On passera, par fierté nationale, sur la fadeur un peu niaise et franchement inutile rajoutée par la voix de notre Charlotte Gainsbourg à nous, sur le par ailleurs très beau "Waking Up". "Free from Gravity", chaloupé et rebondi, n’aurait pas déparé sur le dernier et excellent album de Vampire Week-end, mais s’élève vers le firmament sur un refrain illuminé par l’électronique. "Headrush" se dévoile alors que, bien échauffés par ce qui a précédé, nous avons déjà offert notre cœur à cet album, ou alors que, suivant nos goûts, nos dansons extatiquement dans le night-club virtuel de notre imagination confinée : quatre minutes parfaites, LE tube de "Glowing in the Dark", s’il ne fallait en choisir qu’un seul, la matérialisation des promesses de "Marble Skies", ce dont nous ne pouvions que rêver jusqu’à présent.
La seconde partie de l’album, après ce sommet, se permet, dans l’esprit du premier album, de revisiter avec fantaisie un spectre musical parfois inattendu : le krautrock cosmique dans "The Ark", le western psychédélique – voire orientalisant – dans "Night of the Buffalo", le folk sensible dans "The World Will Turn"… On se fera tous surprendre par la sonnerie à la porte au début de "Kick the Devil Out", même si c’est là l’un des titres les moins surprenants, justement, de l’album : une légère déception immédiatement rattrapée par l’enthousiasmant délire technoïde du morceau "Glowing in the Dark".

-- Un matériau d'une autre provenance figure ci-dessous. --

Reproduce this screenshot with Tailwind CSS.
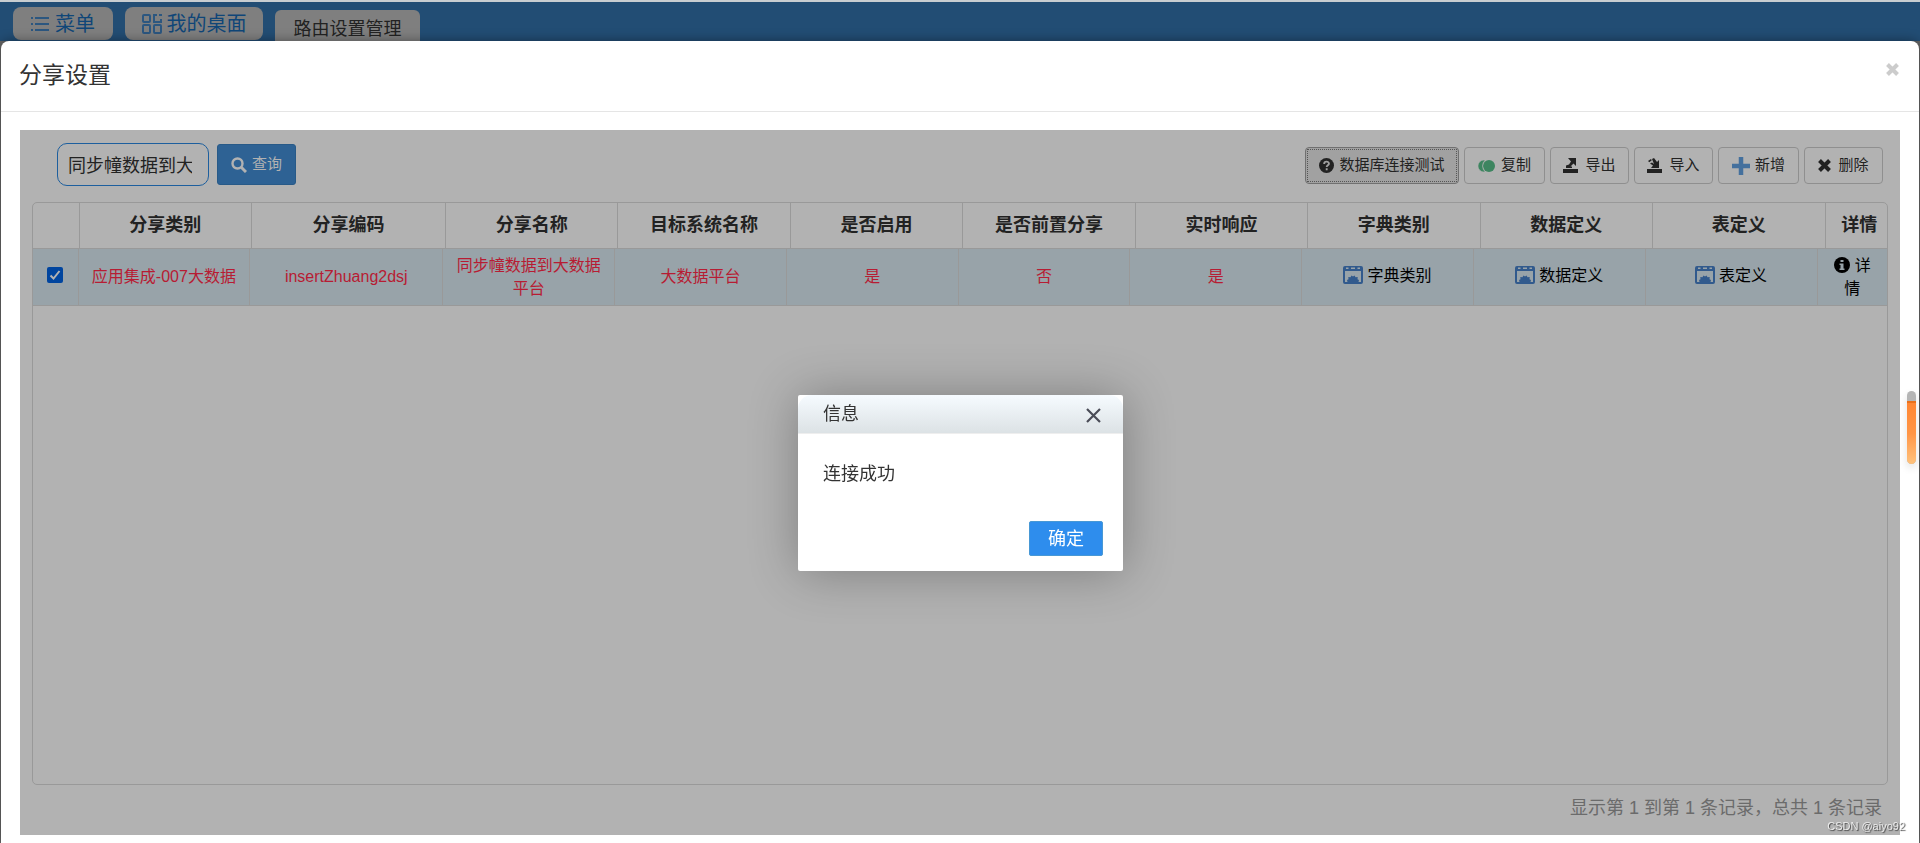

Et après l’émotion superlative de "Hold Fast", on se quitte sur l’aurevoir enchanté de "Wanting for More" : « We had the time of our lives / And we’re still asking for more / But now we know / We gotta go » (Nous venons de passer les meilleurs moments de notre vie / Et nous en demandons toujours plus / Mais maintenant nous le savons / Nous devons partir…). Eh oui, on en veut plus, beaucoup plus même, d’une musique de cette qualité !
Impeccable résumé de la riche carrière d’un groupe qui compte désormais beaucoup plus que ce que l’on imaginait en 2012, "Glowing in the Dark" est incontestablement le sommet musical de Django Django. Espérons une fois de plus que la situation pandémique évolue, il serait rageant qu’ils ne puissent pas venir le défendre et le magnifier encore, comme son prédécesseur, sur les scènes françaises.